Just incase it isn't obvious, you won't be able to modify the source code once the binary is built since PHP apps are not usually deployed this way. So, this is another thing to consider when choosing to go with this method as you can't just SSH to the server and make changes 😎. I also think that, for some type of applications this shouldn't be a problem.

One last thing to mention here, is that you will still need to ship your PHP code as it is if you need FPM - for applications that are served this way. The aspect of a static binary that will be of benefit here will only go as far as having a PHP FPM binary where all extensions are statically compiled together. The advantage here is that extensions won't need to be loaded dynamically, so the app will boot up faster.

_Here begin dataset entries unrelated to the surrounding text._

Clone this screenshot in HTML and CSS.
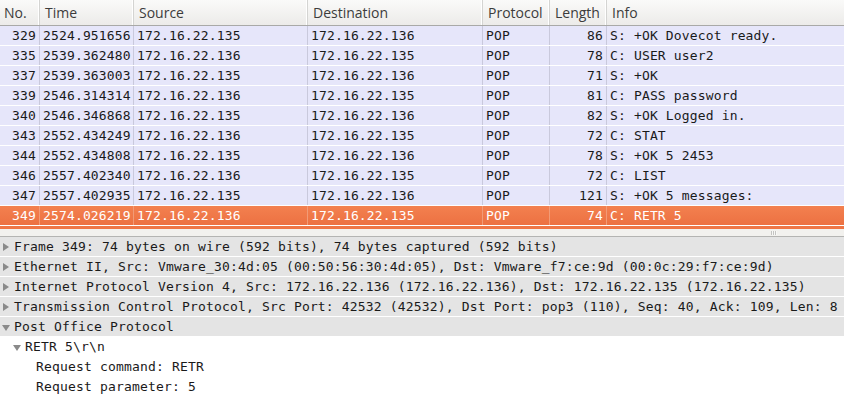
FILE: index.html
```html
<!DOCTYPE html>
<html>
<head>
<meta charset="utf-8">
<title>Wireshark - POP capture</title>
<link rel="stylesheet" href="styles.css">
</head>
<body>
<div class="packets">
    <div class="row head">
        <div class="c">No.</div>
        <div class="c">Time</div>
        <div class="c">Source</div>
        <div class="c">Destination</div>
        <div class="c">Protocol</div>
        <div class="c">Length</div>
        <div class="c">Info</div>
    </div>
    <div class="row"><div class="c r">329</div><div class="c">2524.951656</div><div class="c">172.16.22.135</div><div class="c">172.16.22.136</div><div class="c">POP</div><div class="c r">86</div><div class="c">S: +OK Dovecot ready.</div></div>
    <div class="row"><div class="c r">335</div><div class="c">2539.362480</div><div class="c">172.16.22.136</div><div class="c">172.16.22.135</div><div class="c">POP</div><div class="c r">78</div><div class="c">C: USER user2</div></div>
    <div class="row"><div class="c r">337</div><div class="c">2539.363003</div><div class="c">172.16.22.135</div><div class="c">172.16.22.136</div><div class="c">POP</div><div class="c r">71</div><div class="c">S: +OK</div></div>
    <div class="row"><div class="c r">339</div><div class="c">2546.314314</div><div class="c">172.16.22.136</div><div class="c">172.16.22.135</div><div class="c">POP</div><div class="c r">81</div><div class="c">C: PASS password</div></div>
    <div class="row"><div class="c r">340</div><div class="c">2546.346868</div><div class="c">172.16.22.135</div><div class="c">172.16.22.136</div><div class="c">POP</div><div class="c r">82</div><div class="c">S: +OK Logged in.</div></div>
    <div class="row"><div class="c r">343</div><div class="c">2552.434249</div><div class="c">172.16.22.136</div><div class="c">172.16.22.135</div><div class="c">POP</div><div class="c r">72</div><div class="c">C: STAT</div></div>
    <div class="row"><div class="c r">344</div><div class="c">2552.434808</div><div class="c">172.16.22.135</div><div class="c">172.16.22.136</div><div class="c">POP</div><div class="c r">78</div><div class="c">S: +OK 5 2453</div></div>
    <div class="row"><div class="c r">346</div><div class="c">2557.402340</div><div class="c">172.16.22.136</div><div class="c">172.16.22.135</div><div class="c">POP</div><div class="c r">72</div><div class="c">C: LIST</div></div>
    <div class="row"><div class="c r">347</div><div class="c">2557.402935</div><div class="c">172.16.22.135</div><div class="c">172.16.22.136</div><div class="c">POP</div><div class="c r">121</div><div class="c">S: +OK 5 messages:</div></div>
    <div class="row sel"><div class="c r">349</div><div class="c">2574.026219</div><div class="c">172.16.22.136</div><div class="c">172.16.22.135</div><div class="c">POP</div><div class="c r">74</div><div class="c">C: RETR 5</div></div>
    <div class="row stub"></div>
</div>

<div class="splitter"><span class="grip"></span></div>

<div class="details">
    <div class="node top"><span class="tri"></span>Frame 349: 74 bytes on wire (592 bits), 74 bytes captured (592 bits)</div>
    <div class="node top"><span class="tri"></span>Ethernet II, Src: Vmware_30:4d:05 (00:50:56:30:4d:05), Dst: Vmware_f7:ce:9d (00:0c:29:f7:ce:9d)</div>
    <div class="node top"><span class="tri"></span>Internet Protocol Version 4, Src: 172.16.22.136 (172.16.22.136), Dst: 172.16.22.135 (172.16.22.135)</div>
    <div class="node top"><span class="tri"></span>Transmission Control Protocol, Src Port: 42532 (42532), Dst Port: pop3 (110), Seq: 40, Ack: 109, Len: 8</div>
    <div class="node top"><span class="tri open"></span>Post Office Protocol</div>
    <div class="node lvl1"><span class="tri open"></span>RETR 5\r\n</div>
    <div class="node lvl2">Request command: RETR</div>
    <div class="node lvl2">Request parameter: 5</div>
</div>
</body>
</html>
```

FILE: styles.css
```css
body {
    margin: 0;
    background: #fff;
    color: #1a1a1a;
    font-family: "DejaVu Sans Mono", monospace;
    font-size: 13px;
    overflow: hidden;
}

.packets {
    background: #fff;
}

.row {
    display: grid;
    grid-template-columns: 40px 94px 174px 175px 67px 57px 1fr;
    height: 19px;
    line-height: 20px;
    background: #e6e6fa;
    border-bottom: 1px solid #fff;
    white-space: nowrap;
    letter-spacing: 0.15px;
}

.row .c {
    padding: 0 3px;
    border-right: 1px solid #c9c9dc;
    overflow: hidden;
}

.row .c:last-child {
    border-right: 0;
}

.row .r {
    text-align: right;
}

.row.head {
    height: 25px;
    line-height: 26px;
    background: linear-gradient(#fafaf9, #ecebe9);
    border-bottom: 1px solid #a9a9a7;
    font-family: "Open Sans", sans-serif;
    font-size: 14px;
    letter-spacing: 0;
    color: #3c3c3c;
}

.row.head .c {
    padding: 0 5px;
    border-right: 1px solid #d4d4d2;
    box-shadow: inset -1px 0 0 #fff;
}

.row.head .c:first-child {
    padding-left: 4px;
}

.row.head .c:last-child {
    border-right: 0;
    box-shadow: none;
}

.row.sel {
    background: linear-gradient(#f3804f, #ec7142);
    color: #fff;
}

.row.sel .c {
    border-right-color: #f29b76;
}

.row.stub {
    height: 3px;
    background: #ef7646;
    border-bottom: 0;
}

.splitter {
    height: 7px;
    background: #f2f1ee;
    border-bottom: 1px solid #b4b4b2;
    display: flex;
    justify-content: flex-end;
    padding-right: 67px;
}

.grip {
    width: 6px;
    height: 4px;
    margin-top: 2px;
    background: repeating-linear-gradient(90deg, #c4c4c2 0 1px, #f8f8f6 1px 2px);
}

.details {
    letter-spacing: 0.17px;
}

.node {
    height: 19px;
    line-height: 20px;
    border-bottom: 1px solid #fff;
    white-space: nowrap;
    display: flex;
}

.node.top {
    background: #e4e4e4;
    padding-left: 14px;
}

.tri {
    width: 0;
    height: 0;
    margin: 6px 0 0 -11px;
    margin-right: 5px;
    border-left: 6px solid #8a8a8a;
    border-top: 4px solid transparent;
    border-bottom: 4px solid transparent;
}

.tri.open {
    margin: 8px 4px 0 -12px;
    border-top: 6px solid #8a8a8a;
    border-left: 4px solid transparent;
    border-right: 4px solid transparent;
    border-bottom: 0;
}

.node.lvl1 {
    padding-left: 25px;
}

.node.lvl2 {
    padding-left: 36px;
}
```
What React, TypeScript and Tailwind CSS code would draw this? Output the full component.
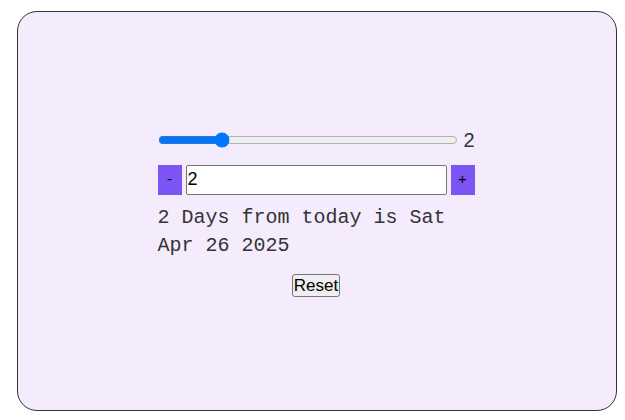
import React, { useState } from "react";

export default function App() {
  const [days, setDays] = useState(2);
  const d = new Date(2025, 3, 24 + days);
  const str = d.toDateString();
  return (
    <div className="w-[625px] h-[420px] bg-white pt-[11px] pl-[17px]">
      <div className="w-[600px] h-[400px] rounded-[20px] border border-[#333] bg-[#f4ecfd] flex items-center justify-center">
        <div className="w-[317px] flex flex-col pt-[4px] mr-[2px]">
          <div className="flex items-center h-[20px]">
            <input
              type="range"
              min={0}
              max={10}
              value={days}
              onChange={(e) => setDays(Number(e.target.value))}
              className="w-[302px] m-0 accent-[#0075ff]"
            />
            <span className="ml-[5px] text-[20px] text-[#333] font-['Liberation_Sans',sans-serif] leading-none">
              {days}
            </span>
          </div>
          <div className="flex items-center gap-[4px] mt-[15px]">
            <button
              onClick={() => setDays(days - 1)}
              className="w-[24px] h-[30px] bg-[#7b54f3] text-black text-[15px] font-['Liberation_Sans',sans-serif] flex items-center justify-center"
            >
              -
            </button>
            <input
              type="text"
              value={days}
              onChange={(e) => setDays(Number(e.target.value) || 0)}
              className="w-[261px] h-[30px] bg-white border border-[#767676] rounded-[2px] px-[1px] text-[18px] text-black font-['Liberation_Sans',sans-serif] outline-none"
            />
            <button
              onClick={() => setDays(days + 1)}
              className="w-[24px] h-[30px] bg-[#7b54f3] text-black text-[15px] font-['Liberation_Sans',sans-serif] flex items-center justify-center"
            >
              +
            </button>
          </div>
          <p className="mt-[9px] text-[20px] leading-[28px] text-[#333] font-['Liberation_Mono',monospace]">
            {days} Days from today is {str}
          </p>
          <div className="flex justify-center mt-[14px]">
            <button
              onClick={() => setDays(2)}
              className="h-[23px] px-[1px] bg-[#efefef] border border-[#767676] rounded-[3px] text-[17px] leading-none text-black font-['Liberation_Sans',sans-serif]"
            >
              Reset
            </button>
          </div>
        </div>
      </div>
    </div>
  );
}
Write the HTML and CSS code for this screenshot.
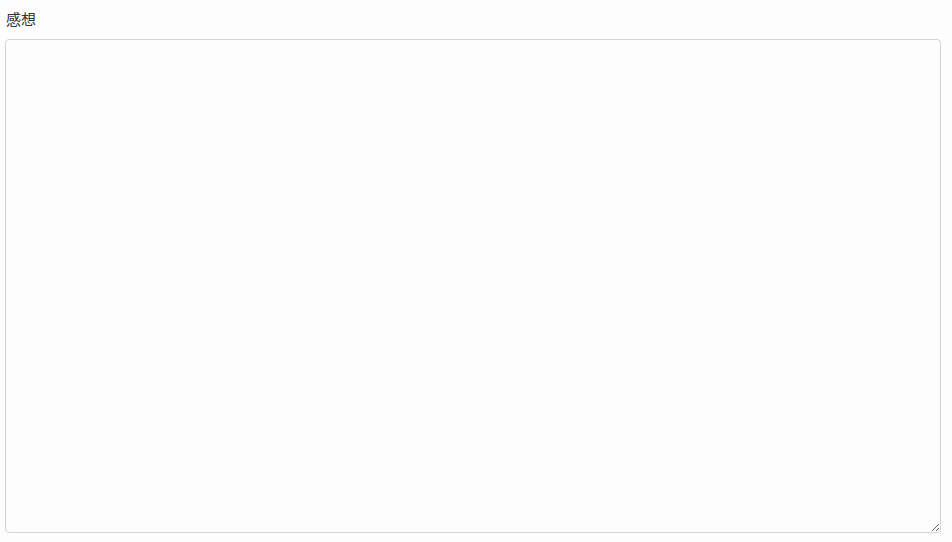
FILE: index.html
```html
<!DOCTYPE html>
<html>
	<head>
		<meta charset="UTF-8"/>
		<title>感想</title>
		<link rel="stylesheet" href="styles.css">
	</head>
	<body>
		<div class="Form">
			<label class="Label" for="kanso">感想</label>
			<textarea id="kanso" class="Memo"></textarea>
		</div>
	</body>
</html>
```

FILE: styles.css
```css
* {
	margin: 0;
	padding: 0;
	box-sizing: border-box;
}
html, body {
	background: #fdfdfd;
	font-family: "Noto Sans CJK JP", "Noto Sans", sans-serif;
	color: #333;
}
.Form {
	display: flex;
	flex-direction: column;
	padding: 8px 11px 0 5px;
}
.Label {
	font-size: 15px;
	line-height: 22px;
	padding-left: 1px;
	margin-bottom: 9px;
}
.Memo {
	width: 100%;
	height: 494px;
	border: 1px solid #d4d4d4;
	border-radius: 4px;
	background: #fdfdfd;
	resize: vertical;
	font: 14px "Noto Sans CJK JP", sans-serif;
	padding: 6px 8px;
}
```
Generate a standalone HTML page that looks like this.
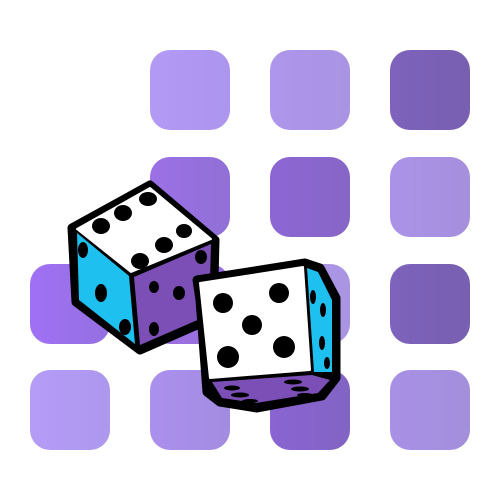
<!DOCTYPE html>
<html><head><style>
html,body{margin:0;padding:0;background:#fff;width:500px;height:500px;overflow:hidden}
.s{position:absolute;width:80px;height:80px;border-radius:20px}
</style></head><body>
<div class="s" style="left:150px;top:50px;background:linear-gradient(90deg,#b39af5,#ac95ee)"></div>
<div class="s" style="left:270px;top:50px;background:linear-gradient(90deg,#ae96ec,#a993e3)"></div>
<div class="s" style="left:390px;top:50px;background:linear-gradient(90deg,#7e62bc,#785fb0)"></div>
<div class="s" style="left:150px;top:157px;background:linear-gradient(90deg,#9c70e6,#9070d6)"></div>
<div class="s" style="left:270px;top:157px;background:linear-gradient(90deg,#8d66d4,#8666c6)"></div>
<div class="s" style="left:390px;top:157px;background:linear-gradient(90deg,#ab92e8,#a590dc)"></div>
<div class="s" style="left:30px;top:264px;background:linear-gradient(90deg,#a070f5,#9470e0)"></div>
<div class="s" style="left:150px;top:264px;background:#9a70e0"></div>
<div class="s" style="left:270px;top:264px;background:linear-gradient(90deg,#b097f0,#a995e2)"></div>
<div class="s" style="left:390px;top:264px;background:linear-gradient(90deg,#7e62bc,#785fb0)"></div>
<div class="s" style="left:30px;top:370px;background:linear-gradient(90deg,#b59cf7,#ad98ee)"></div>
<div class="s" style="left:150px;top:370px;background:linear-gradient(90deg,#ab90ee,#a28ce0)"></div>
<div class="s" style="left:270px;top:370px;background:linear-gradient(90deg,#8a64d2,#8264c4)"></div>
<div class="s" style="left:390px;top:370px;background:linear-gradient(90deg,#a890e6,#a38fdc)"></div>
<svg width="500" height="500" style="position:absolute;left:0;top:0" stroke-linejoin="round">
<!-- left die -->
<path d="M150,185 L215,240 L213,318 L140,350 L76,302 L72,228 Z" fill="#000" stroke="#000" stroke-width="9"/>
<path d="M150,188 L211,239 L131,272 L77,229 Z" fill="#fff" stroke="#fff" stroke-width="2" stroke-linejoin="round"/>
<path d="M77,233 L129,276 L135,344 L79,300 Z" fill="#1ec0f0"/>
<path d="M134,277 L211,244 L209,315 L140,345 Z" fill="#7b4fb6"/>
<g fill="#000">
<ellipse cx="101" cy="226" rx="9" ry="8"/><ellipse cx="123" cy="213" rx="9" ry="8"/><ellipse cx="148" cy="199" rx="9" ry="7"/>
<ellipse cx="184" cy="231" rx="8" ry="7"/><ellipse cx="164" cy="245" rx="9" ry="8"/><ellipse cx="140" cy="261" rx="9" ry="8"/>
<ellipse cx="83" cy="250" rx="5" ry="8"/><ellipse cx="101" cy="293" rx="6" ry="9"/><ellipse cx="125" cy="327" rx="6" ry="8"/>
<ellipse cx="201" cy="257" rx="6" ry="7"/><ellipse cx="179" cy="293" rx="6" ry="7"/><ellipse cx="154" cy="287" rx="5" ry="6"/><ellipse cx="154" cy="329" rx="5" ry="7"/>
</g>
<!-- right die -->
<path d="M197,280 L305,263 L320,268 L336,298 L336,378 L322,396 L257,408 L220,402 L207,392 L200,300 Z" fill="#000" stroke="#000" stroke-width="9"/>
<path d="M200,283 L303,267 L310,370 L210,378 Z" fill="#fff" stroke="#fff" stroke-width="2"/>
<path d="M307,268 L318,272 L332,300 L332,372 L314,372 Z" fill="#1ec0f0"/>
<path d="M212,382 L312,375 L330,380 L318,393 L256,403 L222,398 Z" fill="#7b4fb6"/>
<g fill="#000">
<circle cx="223" cy="303" r="10"/><circle cx="279" cy="293" r="10"/><circle cx="252" cy="325" r="10"/>
<circle cx="228" cy="357" r="11"/><circle cx="284" cy="347" r="11"/>
<ellipse cx="313" cy="297" rx="3" ry="7"/><ellipse cx="323" cy="310" rx="3" ry="7"/><ellipse cx="322" cy="343" rx="3" ry="7"/><ellipse cx="327" cy="363" rx="3" ry="6"/>
<ellipse cx="232" cy="388" rx="8" ry="2.5"/><ellipse cx="240" cy="395" rx="9" ry="2.5"/><ellipse cx="250" cy="401" rx="8" ry="2"/>
<ellipse cx="293" cy="382" rx="9" ry="2.5"/><ellipse cx="300" cy="389" rx="9" ry="2.5"/><ellipse cx="305" cy="395" rx="8" ry="2"/>
</g>
</svg>
</body></html>
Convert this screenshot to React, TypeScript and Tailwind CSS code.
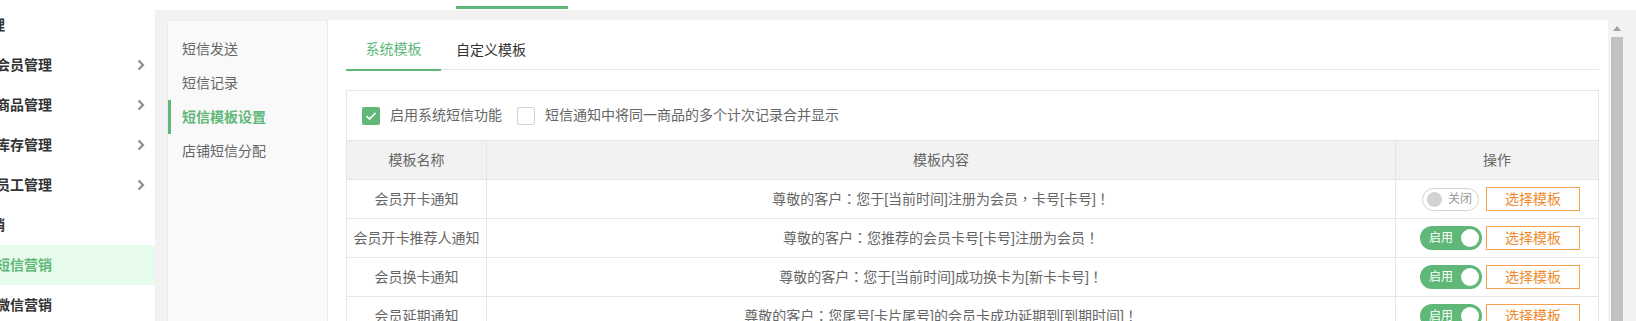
import React from "react";

const sideItems = [
  { label: "管理", kind: "head" },
  { label: "会员管理", kind: "item" },
  { label: "商品管理", kind: "item" },
  { label: "库存管理", kind: "item" },
  { label: "员工管理", kind: "item" },
  { label: "营销", kind: "head" },
  { label: "短信营销", kind: "active" },
  { label: "微信营销", kind: "plain" },
];

const subMenu = ["短信发送", "短信记录", "短信模板设置", "店铺短信分配"];

const rows = [
  { name: "会员开卡通知", content: "尊敬的客户：您于[当前时间]注册为会员，卡号[卡号]！", on: false },
  { name: "会员开卡推荐人通知", content: "尊敬的客户：您推荐的会员卡号[卡号]注册为会员！", on: true },
  { name: "会员换卡通知", content: "尊敬的客户：您于[当前时间]成功换卡为[新卡卡号]！", on: true },
  { name: "会员延期通知", content: "尊敬的客户：您尾号[卡片尾号]的会员卡成功延期到[到期时间]！", on: true },
];

// full-width punctuation is centred in the original font, TC glyphs do that
function Msg({ text }: { text: string }) {
  return (
    <span>
      {text.split(/([：，！])/).map((part, i) =>
        /^[：，！]$/.test(part) ? (
          <span key={i} className="font-['Noto_Sans_CJK_TC',sans-serif]">
            {part}
          </span>
        ) : (
          part
        )
      )}
    </span>
  );
}

function Chevron() {
  return (
    <svg width="8" height="12" viewBox="0 0 8 12" className="ml-auto">
      <polyline points="1.5,1.5 6,6 1.5,10.5" fill="none" stroke="#8c8c8c" strokeWidth="2.2" />
    </svg>
  );
}

function Toggle({ on }: { on: boolean }) {
  if (on) {
    return (
      <div className="mr-[4px] flex h-[24px] w-[62px] items-center justify-between rounded-full bg-[#5fb878] pl-[9px] pr-[3px]">
        <span className="text-[12px] text-white">启用</span>
        <span className="h-[18px] w-[18px] rounded-full bg-white" />
      </div>
    );
  }
  return (
    <div className="mr-[7px] flex h-[23px] w-[57px] items-center rounded-full border border-[#d2d2d2] bg-white pl-[4px] pr-[6px]">
      <span className="h-[15px] w-[15px] rounded-full bg-[#d2d2d2]" />
      <span className="ml-auto text-[12px] text-[#999]">关闭</span>
    </div>
  );
}

export default function App() {
  return (
    <div className="flex h-[321px] w-[1636px] overflow-hidden bg-white font-['Liberation_Sans','Noto_Sans_CJK_SC',sans-serif] text-[14px]">
      {/* left nav */}
      <aside className="w-[155px] shrink-0 overflow-hidden bg-white pt-[5px]">
        {sideItems.map((it) => (
          <div
            key={it.label}
            className={
              "flex h-[40px] items-center whitespace-nowrap pr-[10px] " +
              (it.kind === "active" ? "bg-[#e6fbeb] text-[#5fb878]" : "text-[#333]")
            }
          >
            <span className={"font-bold " + (it.kind === "head" ? "-ml-[23px]" : "-ml-[4px]")}>{it.label}</span>
            {it.kind === "item" && <Chevron />}
          </div>
        ))}
      </aside>

      <div className="flex min-w-0 flex-1 flex-col">
        <div className="h-[10px] shrink-0 pl-[301px]">
          <div className="mt-[6px] h-[3px] w-[112px] bg-[#5fb878]" />
        </div>

        <div className="flex flex-1 bg-[#f2f2f2] pl-[12px] pr-[11px] pt-[10px]">
          {/* sub menu */}
          <div className="w-[161px] shrink-0 border border-b-0 border-[#ebebeb] bg-[#f9f9f9] pt-[11px]">
            {subMenu.map((s, i) => (
              <div
                key={s}
                className={
                  "flex h-[34px] items-center border-l-[3px] pl-[11px] " +
                  (i === 2 ? "border-[#5fb878] font-bold text-[#5fb878]" : "border-transparent text-[#666]")
                }
              >
                {s}
              </div>
            ))}
          </div>

          {/* main */}
          <div className="min-w-0 flex-1 bg-white pl-[18px] pr-[9px] pt-[10px]">
            <div className="flex h-[40px] border-b border-[#e6e6e6]">
              <div className="-mb-px flex h-[41px] min-w-[95px] items-center justify-center border-b-2 border-[#5fb878] px-[15px] text-[#5fb878]">
                系统模板
              </div>
              <div className="flex h-[40px] items-center px-[15px] text-[#333]">自定义模板</div>
            </div>

            <div className="mt-[20px] border border-b-0 border-[#e6e6e6]">
              <div className="flex h-[50px] items-center border-b border-[#e6e6e6] pl-[15px] text-[#666]">
                <span className="flex h-[18px] w-[18px] items-center justify-center rounded-[2px] bg-[#5fb878]">
                  <svg width="12" height="10" viewBox="0 0 12 10">
                    <polyline points="1.5,5 4.5,8 10.5,2" fill="none" stroke="#fff" strokeWidth="1.6" />
                  </svg>
                </span>
                <span className="ml-[10px]">启用系统短信功能</span>
                <span className="ml-[15px] h-[18px] w-[18px] rounded-[2px] border border-[#d2d2d2] bg-white" />
                <span className="ml-[10px]">短信通知中将同一商品的多个计次记录合并显示</span>
              </div>

              <div className="grid grid-cols-[140px_1fr_202px] text-[#666]">
                <div className="flex h-[39px] items-center justify-center border-b border-r border-[#e6e6e6] bg-[#f2f2f2]">模板名称</div>
                <div className="flex h-[39px] items-center justify-center border-b border-r border-[#e6e6e6] bg-[#f2f2f2]">模板内容</div>
                <div className="flex h-[39px] items-center justify-center border-b border-[#e6e6e6] bg-[#f2f2f2]">操作</div>
                {rows.map((r) => (
                  <React.Fragment key={r.name}>
                    <div className="flex h-[39px] items-center justify-center whitespace-nowrap border-b border-r border-[#e6e6e6]">{r.name}</div>
                    <div className="flex h-[39px] items-center justify-center border-b border-r border-[#e6e6e6]">
                      <Msg text={r.content} />
                    </div>
                    <div className="flex h-[39px] items-center justify-end border-b border-[#e6e6e6] pr-[18px]">
                      <Toggle on={r.on} />
                      <div className="flex h-[24px] w-[94px] items-center justify-center border border-[#f3a14f] text-[#ef8b2c]">
                        选择模板
                      </div>
                    </div>
                  </React.Fragment>
                ))}
              </div>
            </div>
          </div>

          {/* scrollbar */}
          <div className="flex w-[17px] shrink-0 flex-col bg-[#f3f3f3]">
            <div className="flex h-[17px] items-center justify-center">
              <svg width="8" height="5" viewBox="0 0 8 5">
                <polygon points="0,5 4,0 8,5" fill="#a3a3a3" />
              </svg>
            </div>
            <div className="ml-[3px] mr-[2px] flex-1 bg-[#c1c1c1]" />
          </div>
        </div>
      </div>
    </div>
  );
}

What does adoption of this method currently look like?

  • Swoole CLI, a binary distribution of PHP with Swoole extension compiled together
  • Hyperf, a Laravel-like framework based on Swoole and Swow has a tool, Box, that can compile a Swow based Hyperf application as a single binary
  • Webman, a async PHP framework, based on Workerman, already have a version of this method of compilation as well
  • Laravel Herd, a new development environment for Laravel uses this method to ship multiple PHP binaries with extensions already compiled in them
  • FrankenPHP , a new PHP SAPI, also use SPC to embed PHP application code and asset as a single binary

Converting PHP projects into single binaries with SPC opens up exciting possibilities for PHP developers. While there are challenges to overcome, such as compilation intricacies and binary size considerations, the benefits, including improved compatibility and easier distribution, make this approach a compelling option. As adoption grows within the PHP community, we can anticipate further refinements and enhancements, making this method an increasingly valuable tool for PHP developers.